Front-end source files:

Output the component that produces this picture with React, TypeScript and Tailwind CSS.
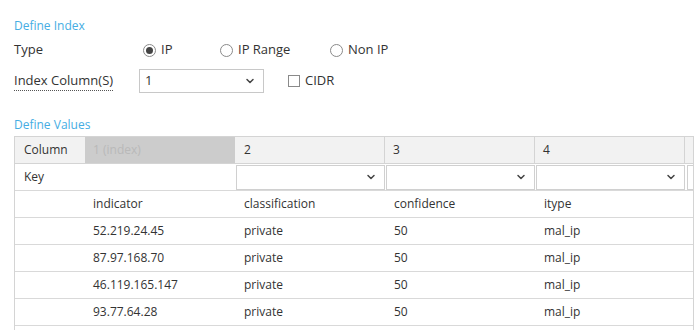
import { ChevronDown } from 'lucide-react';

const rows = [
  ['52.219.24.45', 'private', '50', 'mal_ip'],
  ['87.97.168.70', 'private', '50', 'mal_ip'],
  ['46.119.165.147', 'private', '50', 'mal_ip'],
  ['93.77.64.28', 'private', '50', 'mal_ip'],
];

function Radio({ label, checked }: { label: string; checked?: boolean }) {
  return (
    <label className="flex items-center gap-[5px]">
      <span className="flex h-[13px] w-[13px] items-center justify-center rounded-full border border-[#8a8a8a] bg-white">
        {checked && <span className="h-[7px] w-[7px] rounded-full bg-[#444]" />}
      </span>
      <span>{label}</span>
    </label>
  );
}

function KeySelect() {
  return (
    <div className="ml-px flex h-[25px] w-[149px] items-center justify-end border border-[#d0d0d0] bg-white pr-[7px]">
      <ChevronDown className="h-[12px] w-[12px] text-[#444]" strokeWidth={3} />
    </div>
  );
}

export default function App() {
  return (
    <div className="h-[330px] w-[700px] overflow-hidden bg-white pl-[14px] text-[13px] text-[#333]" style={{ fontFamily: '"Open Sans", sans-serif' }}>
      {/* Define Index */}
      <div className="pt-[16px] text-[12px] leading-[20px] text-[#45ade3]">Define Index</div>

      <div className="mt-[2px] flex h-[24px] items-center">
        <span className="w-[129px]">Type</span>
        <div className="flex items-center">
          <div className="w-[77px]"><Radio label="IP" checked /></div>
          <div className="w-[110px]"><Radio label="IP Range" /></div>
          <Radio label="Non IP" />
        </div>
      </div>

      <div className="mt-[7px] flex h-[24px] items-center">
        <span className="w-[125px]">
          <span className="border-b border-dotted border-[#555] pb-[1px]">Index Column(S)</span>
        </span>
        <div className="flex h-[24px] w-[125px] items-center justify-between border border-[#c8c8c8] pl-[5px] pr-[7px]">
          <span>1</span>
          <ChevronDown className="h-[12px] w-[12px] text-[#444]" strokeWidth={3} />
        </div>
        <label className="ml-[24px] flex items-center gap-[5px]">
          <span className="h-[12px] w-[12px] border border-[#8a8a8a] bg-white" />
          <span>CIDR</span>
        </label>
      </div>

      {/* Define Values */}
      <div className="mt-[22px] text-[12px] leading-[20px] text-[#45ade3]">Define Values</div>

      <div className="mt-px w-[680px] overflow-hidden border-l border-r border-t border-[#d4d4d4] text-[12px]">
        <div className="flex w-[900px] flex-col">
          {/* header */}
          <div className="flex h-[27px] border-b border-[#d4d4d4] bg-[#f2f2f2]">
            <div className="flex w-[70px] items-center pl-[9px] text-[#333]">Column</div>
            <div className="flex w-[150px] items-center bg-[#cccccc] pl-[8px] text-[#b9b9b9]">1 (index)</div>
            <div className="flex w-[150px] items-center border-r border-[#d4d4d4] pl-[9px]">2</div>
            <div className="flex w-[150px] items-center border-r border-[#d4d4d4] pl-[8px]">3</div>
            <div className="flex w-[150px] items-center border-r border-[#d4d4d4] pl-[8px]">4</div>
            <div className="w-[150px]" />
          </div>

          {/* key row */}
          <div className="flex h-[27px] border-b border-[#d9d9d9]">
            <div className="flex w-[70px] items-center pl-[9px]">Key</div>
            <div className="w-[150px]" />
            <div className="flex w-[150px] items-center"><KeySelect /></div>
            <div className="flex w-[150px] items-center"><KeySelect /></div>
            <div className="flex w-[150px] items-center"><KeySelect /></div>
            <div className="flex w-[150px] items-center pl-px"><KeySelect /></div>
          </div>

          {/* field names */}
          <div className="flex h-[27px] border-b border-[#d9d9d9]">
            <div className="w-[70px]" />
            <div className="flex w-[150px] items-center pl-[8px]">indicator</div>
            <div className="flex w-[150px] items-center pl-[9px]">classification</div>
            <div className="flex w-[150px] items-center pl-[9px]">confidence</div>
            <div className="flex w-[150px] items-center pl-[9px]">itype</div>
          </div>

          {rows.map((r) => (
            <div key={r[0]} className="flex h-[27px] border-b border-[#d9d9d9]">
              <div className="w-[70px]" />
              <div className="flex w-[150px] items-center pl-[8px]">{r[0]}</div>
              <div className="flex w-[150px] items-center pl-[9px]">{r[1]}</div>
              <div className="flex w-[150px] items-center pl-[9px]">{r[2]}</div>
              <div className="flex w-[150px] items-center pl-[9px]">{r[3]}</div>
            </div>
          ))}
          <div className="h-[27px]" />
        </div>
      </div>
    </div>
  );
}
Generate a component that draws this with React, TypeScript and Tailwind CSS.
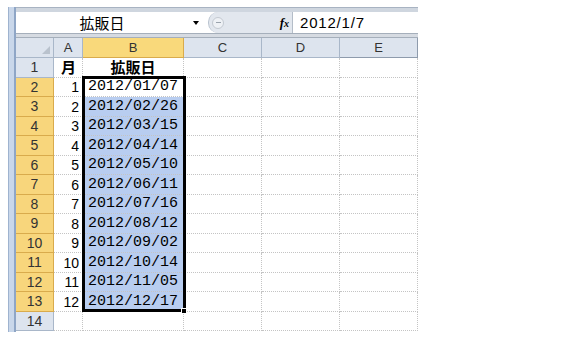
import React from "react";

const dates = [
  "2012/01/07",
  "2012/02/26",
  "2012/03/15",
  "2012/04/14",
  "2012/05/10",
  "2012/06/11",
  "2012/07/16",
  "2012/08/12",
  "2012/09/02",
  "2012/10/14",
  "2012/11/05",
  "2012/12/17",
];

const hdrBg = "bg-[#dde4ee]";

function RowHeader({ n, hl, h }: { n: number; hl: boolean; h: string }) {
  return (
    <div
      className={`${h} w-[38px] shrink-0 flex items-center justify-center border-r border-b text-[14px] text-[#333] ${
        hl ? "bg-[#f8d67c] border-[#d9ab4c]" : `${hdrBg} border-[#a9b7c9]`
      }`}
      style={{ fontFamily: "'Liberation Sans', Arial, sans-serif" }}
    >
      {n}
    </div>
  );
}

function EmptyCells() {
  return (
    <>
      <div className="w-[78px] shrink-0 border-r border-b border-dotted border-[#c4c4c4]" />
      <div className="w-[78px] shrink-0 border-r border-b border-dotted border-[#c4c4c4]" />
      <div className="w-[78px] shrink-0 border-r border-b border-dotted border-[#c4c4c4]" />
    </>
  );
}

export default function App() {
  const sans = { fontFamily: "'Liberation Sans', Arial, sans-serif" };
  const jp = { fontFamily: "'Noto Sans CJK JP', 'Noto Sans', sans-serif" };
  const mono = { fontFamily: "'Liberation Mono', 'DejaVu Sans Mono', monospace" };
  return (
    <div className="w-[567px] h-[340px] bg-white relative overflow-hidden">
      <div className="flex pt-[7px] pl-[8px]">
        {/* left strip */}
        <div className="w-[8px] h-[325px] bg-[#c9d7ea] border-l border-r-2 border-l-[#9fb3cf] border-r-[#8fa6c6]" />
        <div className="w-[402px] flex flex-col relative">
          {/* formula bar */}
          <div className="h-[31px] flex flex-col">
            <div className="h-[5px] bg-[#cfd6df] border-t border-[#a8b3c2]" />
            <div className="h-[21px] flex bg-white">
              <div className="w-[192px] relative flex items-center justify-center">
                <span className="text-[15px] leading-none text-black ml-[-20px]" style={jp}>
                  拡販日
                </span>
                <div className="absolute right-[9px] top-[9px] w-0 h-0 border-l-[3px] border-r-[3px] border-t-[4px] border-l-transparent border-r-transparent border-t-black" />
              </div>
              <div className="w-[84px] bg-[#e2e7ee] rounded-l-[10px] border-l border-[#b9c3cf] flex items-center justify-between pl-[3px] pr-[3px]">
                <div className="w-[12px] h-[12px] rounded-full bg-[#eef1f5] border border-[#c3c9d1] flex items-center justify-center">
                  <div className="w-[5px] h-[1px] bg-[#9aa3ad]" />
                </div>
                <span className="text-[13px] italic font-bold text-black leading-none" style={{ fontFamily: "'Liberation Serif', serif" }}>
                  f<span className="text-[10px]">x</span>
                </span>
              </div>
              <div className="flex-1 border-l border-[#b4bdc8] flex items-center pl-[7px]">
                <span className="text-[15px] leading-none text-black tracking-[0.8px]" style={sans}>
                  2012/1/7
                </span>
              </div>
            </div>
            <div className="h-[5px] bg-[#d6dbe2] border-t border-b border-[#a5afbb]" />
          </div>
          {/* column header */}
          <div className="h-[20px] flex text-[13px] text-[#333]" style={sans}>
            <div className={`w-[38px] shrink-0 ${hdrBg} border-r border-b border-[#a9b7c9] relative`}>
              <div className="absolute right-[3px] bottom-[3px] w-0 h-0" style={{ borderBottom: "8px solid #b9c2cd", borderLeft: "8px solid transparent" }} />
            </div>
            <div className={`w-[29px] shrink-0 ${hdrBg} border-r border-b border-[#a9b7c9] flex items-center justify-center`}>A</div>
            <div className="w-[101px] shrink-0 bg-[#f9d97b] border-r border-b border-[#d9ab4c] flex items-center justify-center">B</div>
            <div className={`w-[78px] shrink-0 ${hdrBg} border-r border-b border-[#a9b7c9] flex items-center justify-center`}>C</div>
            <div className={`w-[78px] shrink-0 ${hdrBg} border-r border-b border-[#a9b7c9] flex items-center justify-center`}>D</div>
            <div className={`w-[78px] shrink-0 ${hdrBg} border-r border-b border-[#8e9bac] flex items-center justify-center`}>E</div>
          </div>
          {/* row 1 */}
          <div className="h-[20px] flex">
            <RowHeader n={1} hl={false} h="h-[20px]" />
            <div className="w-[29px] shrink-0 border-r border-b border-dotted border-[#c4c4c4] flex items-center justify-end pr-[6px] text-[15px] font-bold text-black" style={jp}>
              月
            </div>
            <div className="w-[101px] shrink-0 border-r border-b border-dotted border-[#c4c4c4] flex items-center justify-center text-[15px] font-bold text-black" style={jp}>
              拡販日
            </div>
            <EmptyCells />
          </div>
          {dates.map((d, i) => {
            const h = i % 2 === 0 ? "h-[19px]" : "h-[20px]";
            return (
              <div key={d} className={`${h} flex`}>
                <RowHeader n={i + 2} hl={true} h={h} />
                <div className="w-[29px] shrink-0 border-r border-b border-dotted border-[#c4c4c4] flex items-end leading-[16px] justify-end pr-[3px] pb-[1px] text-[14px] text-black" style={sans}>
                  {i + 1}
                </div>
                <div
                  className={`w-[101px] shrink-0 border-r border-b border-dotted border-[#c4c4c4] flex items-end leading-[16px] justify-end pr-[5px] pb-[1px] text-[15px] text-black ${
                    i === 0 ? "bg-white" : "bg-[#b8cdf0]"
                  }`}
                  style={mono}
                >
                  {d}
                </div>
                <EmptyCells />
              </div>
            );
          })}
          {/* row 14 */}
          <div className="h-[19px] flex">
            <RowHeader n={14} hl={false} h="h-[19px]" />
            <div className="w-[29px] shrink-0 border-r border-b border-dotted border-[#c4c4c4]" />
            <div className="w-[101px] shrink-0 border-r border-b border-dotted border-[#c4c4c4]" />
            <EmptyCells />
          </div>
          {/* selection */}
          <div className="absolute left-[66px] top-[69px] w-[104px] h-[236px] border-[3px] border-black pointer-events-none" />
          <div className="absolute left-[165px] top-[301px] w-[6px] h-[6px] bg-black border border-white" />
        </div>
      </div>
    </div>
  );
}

:: Task to carry out ::
Look through the data above. Copy every line with the string "this" in it.

:: Written answer ::
Output the component that produces this picture with React, TypeScript and Tailwind CSS.
Generate a component that draws this with React, TypeScript and Tailwind CSS.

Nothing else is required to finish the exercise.